WHAT IS BEING ASKED —
Write out each line exactly as it stands, please.
/---
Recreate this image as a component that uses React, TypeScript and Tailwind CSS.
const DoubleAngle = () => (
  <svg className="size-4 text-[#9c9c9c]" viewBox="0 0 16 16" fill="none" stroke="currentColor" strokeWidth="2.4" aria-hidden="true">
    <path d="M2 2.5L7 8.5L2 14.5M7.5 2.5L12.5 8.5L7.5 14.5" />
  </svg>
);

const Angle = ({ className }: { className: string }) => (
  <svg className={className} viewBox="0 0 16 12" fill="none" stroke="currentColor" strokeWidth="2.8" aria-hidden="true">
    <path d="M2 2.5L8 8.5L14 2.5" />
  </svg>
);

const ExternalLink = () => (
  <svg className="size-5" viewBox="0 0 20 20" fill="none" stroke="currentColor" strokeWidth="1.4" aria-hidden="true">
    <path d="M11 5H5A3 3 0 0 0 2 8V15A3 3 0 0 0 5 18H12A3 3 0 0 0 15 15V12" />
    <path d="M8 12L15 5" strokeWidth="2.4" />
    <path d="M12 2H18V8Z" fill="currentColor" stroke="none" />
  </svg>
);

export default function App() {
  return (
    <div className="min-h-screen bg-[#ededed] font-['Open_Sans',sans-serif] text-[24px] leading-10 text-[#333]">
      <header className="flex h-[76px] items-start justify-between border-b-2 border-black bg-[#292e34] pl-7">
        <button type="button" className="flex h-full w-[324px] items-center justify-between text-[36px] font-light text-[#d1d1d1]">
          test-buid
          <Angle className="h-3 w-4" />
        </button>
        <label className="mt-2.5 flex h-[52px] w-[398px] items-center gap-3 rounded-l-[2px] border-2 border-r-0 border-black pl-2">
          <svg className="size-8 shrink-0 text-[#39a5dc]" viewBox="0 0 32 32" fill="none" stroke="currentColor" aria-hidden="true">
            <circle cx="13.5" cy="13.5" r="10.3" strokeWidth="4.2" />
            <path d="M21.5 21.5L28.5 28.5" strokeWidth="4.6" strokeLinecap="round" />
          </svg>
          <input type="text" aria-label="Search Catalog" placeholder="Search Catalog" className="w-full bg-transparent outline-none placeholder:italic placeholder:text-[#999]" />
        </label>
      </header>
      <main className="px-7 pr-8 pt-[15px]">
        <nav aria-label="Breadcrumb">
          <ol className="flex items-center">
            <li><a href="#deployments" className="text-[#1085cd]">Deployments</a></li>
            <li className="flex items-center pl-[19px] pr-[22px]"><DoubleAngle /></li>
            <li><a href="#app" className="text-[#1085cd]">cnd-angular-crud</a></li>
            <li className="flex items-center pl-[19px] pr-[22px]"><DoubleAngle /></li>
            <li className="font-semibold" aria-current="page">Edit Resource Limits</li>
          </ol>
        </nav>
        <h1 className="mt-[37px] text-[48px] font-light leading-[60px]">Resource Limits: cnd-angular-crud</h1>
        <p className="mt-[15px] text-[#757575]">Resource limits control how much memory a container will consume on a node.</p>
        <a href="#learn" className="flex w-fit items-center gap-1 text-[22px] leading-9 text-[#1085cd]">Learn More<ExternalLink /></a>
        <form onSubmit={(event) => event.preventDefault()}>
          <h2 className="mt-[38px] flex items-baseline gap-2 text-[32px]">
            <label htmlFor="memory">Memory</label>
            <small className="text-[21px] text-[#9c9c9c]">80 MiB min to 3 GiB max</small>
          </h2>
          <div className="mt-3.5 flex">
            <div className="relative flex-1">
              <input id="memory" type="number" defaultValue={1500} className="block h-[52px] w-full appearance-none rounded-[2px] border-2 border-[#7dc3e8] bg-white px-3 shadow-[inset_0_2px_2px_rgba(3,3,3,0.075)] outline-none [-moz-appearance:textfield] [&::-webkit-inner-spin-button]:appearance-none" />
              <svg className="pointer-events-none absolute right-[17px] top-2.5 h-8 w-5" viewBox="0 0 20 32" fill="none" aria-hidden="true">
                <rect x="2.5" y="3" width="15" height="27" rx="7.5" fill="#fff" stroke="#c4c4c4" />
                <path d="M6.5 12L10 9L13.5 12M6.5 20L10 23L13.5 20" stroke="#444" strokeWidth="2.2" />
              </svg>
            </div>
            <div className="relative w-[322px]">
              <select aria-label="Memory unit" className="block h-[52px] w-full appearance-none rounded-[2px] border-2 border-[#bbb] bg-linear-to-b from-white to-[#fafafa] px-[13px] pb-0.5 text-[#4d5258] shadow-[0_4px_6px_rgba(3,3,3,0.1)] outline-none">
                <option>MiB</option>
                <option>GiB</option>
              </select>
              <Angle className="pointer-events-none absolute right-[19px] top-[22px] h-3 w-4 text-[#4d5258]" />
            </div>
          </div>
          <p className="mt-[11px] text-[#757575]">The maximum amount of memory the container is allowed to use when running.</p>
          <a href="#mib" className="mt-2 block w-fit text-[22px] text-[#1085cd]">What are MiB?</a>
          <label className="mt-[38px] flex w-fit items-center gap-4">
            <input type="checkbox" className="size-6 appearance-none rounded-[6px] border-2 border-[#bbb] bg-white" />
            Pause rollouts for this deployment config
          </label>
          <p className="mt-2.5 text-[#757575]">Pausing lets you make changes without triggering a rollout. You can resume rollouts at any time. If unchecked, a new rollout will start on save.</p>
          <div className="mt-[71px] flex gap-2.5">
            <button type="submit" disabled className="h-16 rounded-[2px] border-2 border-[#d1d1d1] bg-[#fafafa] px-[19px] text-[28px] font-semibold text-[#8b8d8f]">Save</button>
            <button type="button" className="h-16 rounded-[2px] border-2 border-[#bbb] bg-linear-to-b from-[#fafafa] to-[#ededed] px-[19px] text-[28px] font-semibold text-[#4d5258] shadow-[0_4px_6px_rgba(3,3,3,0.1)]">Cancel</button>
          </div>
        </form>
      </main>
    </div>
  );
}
\---
EXERCISE OUTPUT —
Recreate this image as a component that uses React, TypeScript and Tailwind CSS.
const DoubleAngle = () => (
  <svg className="size-4 text-[#9c9c9c]" viewBox="0 0 16 16" fill="none" stroke="currentColor" strokeWidth="2.4" aria-hidden="true">
    <path d="M2 2.5L7 8.5L2 14.5M7.5 2.5L12.5 8.5L7.5 14.5" />
  </svg>
);

const Angle = ({ className }: { className: string }) => (
  <svg className={className} viewBox="0 0 16 12" fill="none" stroke="currentColor" strokeWidth="2.8" aria-hidden="true">
    <path d="M2 2.5L8 8.5L14 2.5" />
  </svg>
);

const ExternalLink = () => (
  <svg className="size-5" viewBox="0 0 20 20" fill="none" stroke="currentColor" strokeWidth="1.4" aria-hidden="true">
    <path d="M11 5H5A3 3 0 0 0 2 8V15A3 3 0 0 0 5 18H12A3 3 0 0 0 15 15V12" />
    <path d="M8 12L15 5" strokeWidth="2.4" />
    <path d="M12 2H18V8Z" fill="currentColor" stroke="none" />
  </svg>
);

export default function App() {
  return (
    <div className="min-h-screen bg-[#ededed] font-['Open_Sans',sans-serif] text-[24px] leading-10 text-[#333]">
      <header className="flex h-[76px] items-start justify-between border-b-2 border-black bg-[#292e34] pl-7">
        <button type="button" className="flex h-full w-[324px] items-center justify-between text-[36px] font-light text-[#d1d1d1]">
          test-buid
          <Angle className="h-3 w-4" />
        </button>
        <label className="mt-2.5 flex h-[52px] w-[398px] items-center gap-3 rounded-l-[2px] border-2 border-r-0 border-black pl-2">
          <svg className="size-8 shrink-0 text-[#39a5dc]" viewBox="0 0 32 32" fill="none" stroke="currentColor" aria-hidden="true">
            <circle cx="13.5" cy="13.5" r="10.3" strokeWidth="4.2" />
            <path d="M21.5 21.5L28.5 28.5" strokeWidth="4.6" strokeLinecap="round" />
          </svg>
          <input type="text" aria-label="Search Catalog" placeholder="Search Catalog" className="w-full bg-transparent outline-none placeholder:italic placeholder:text-[#999]" />
        </label>
      </header>
      <main className="px-7 pr-8 pt-[15px]">
        <nav aria-label="Breadcrumb">
          <ol className="flex items-center">
            <li><a href="#deployments" className="text-[#1085cd]">Deployments</a></li>
            <li className="flex items-center pl-[19px] pr-[22px]"><DoubleAngle /></li>
            <li><a href="#app" className="text-[#1085cd]">cnd-angular-crud</a></li>
            <li className="flex items-center pl-[19px] pr-[22px]"><DoubleAngle /></li>
            <li className="font-semibold" aria-current="page">Edit Resource Limits</li>
          </ol>
        </nav>
        <h1 className="mt-[37px] text-[48px] font-light leading-[60px]">Resource Limits: cnd-angular-crud</h1>
        <p className="mt-[15px] text-[#757575]">Resource limits control how much memory a container will consume on a node.</p>
        <a href="#learn" className="flex w-fit items-center gap-1 text-[22px] leading-9 text-[#1085cd]">Learn More<ExternalLink /></a>
        <form onSubmit={(event) => event.preventDefault()}>
          <h2 className="mt-[38px] flex items-baseline gap-2 text-[32px]">
            <label htmlFor="memory">Memory</label>
            <small className="text-[21px] text-[#9c9c9c]">80 MiB min to 3 GiB max</small>
          </h2>
          <div className="mt-3.5 flex">
            <div className="relative flex-1">
              <input id="memory" type="number" defaultValue={1500} className="block h-[52px] w-full appearance-none rounded-[2px] border-2 border-[#7dc3e8] bg-white px-3 shadow-[inset_0_2px_2px_rgba(3,3,3,0.075)] outline-none [-moz-appearance:textfield] [&::-webkit-inner-spin-button]:appearance-none" />
              <svg className="pointer-events-none absolute right-[17px] top-2.5 h-8 w-5" viewBox="0 0 20 32" fill="none" aria-hidden="true">
                <rect x="2.5" y="3" width="15" height="27" rx="7.5" fill="#fff" stroke="#c4c4c4" />
                <path d="M6.5 12L10 9L13.5 12M6.5 20L10 23L13.5 20" stroke="#444" strokeWidth="2.2" />
              </svg>
            </div>
            <div className="relative w-[322px]">
              <select aria-label="Memory unit" className="block h-[52px] w-full appearance-none rounded-[2px] border-2 border-[#bbb] bg-linear-to-b from-white to-[#fafafa] px-[13px] pb-0.5 text-[#4d5258] shadow-[0_4px_6px_rgba(3,3,3,0.1)] outline-none">
                <option>MiB</option>
                <option>GiB</option>
              </select>
              <Angle className="pointer-events-none absolute right-[19px] top-[22px] h-3 w-4 text-[#4d5258]" />
            </div>
          </div>
          <p className="mt-[11px] text-[#757575]">The maximum amount of memory the container is allowed to use when running.</p>
          <a href="#mib" className="mt-2 block w-fit text-[22px] text-[#1085cd]">What are MiB?</a>
          <label className="mt-[38px] flex w-fit items-center gap-4">
            <input type="checkbox" className="size-6 appearance-none rounded-[6px] border-2 border-[#bbb] bg-white" />
            Pause rollouts for this deployment config
          </label>
          <p className="mt-2.5 text-[#757575]">Pausing lets you make changes without triggering a rollout. You can resume rollouts at any time. If unchecked, a new rollout will start on save.</p>
          <div className="mt-[71px] flex gap-2.5">
            <button type="submit" disabled className="h-16 rounded-[2px] border-2 border-[#d1d1d1] bg-[#fafafa] px-[19px] text-[28px] font-semibold text-[#8b8d8f]">Save</button>
            <button type="button" className="h-16 rounded-[2px] border-2 border-[#bbb] bg-linear-to-b from-[#fafafa] to-[#ededed] px-[19px] text-[28px] font-semibold text-[#4d5258] shadow-[0_4px_6px_rgba(3,3,3,0.1)]">Cancel</button>
          </div>
        </form>
      </main>
    </div>
  );
}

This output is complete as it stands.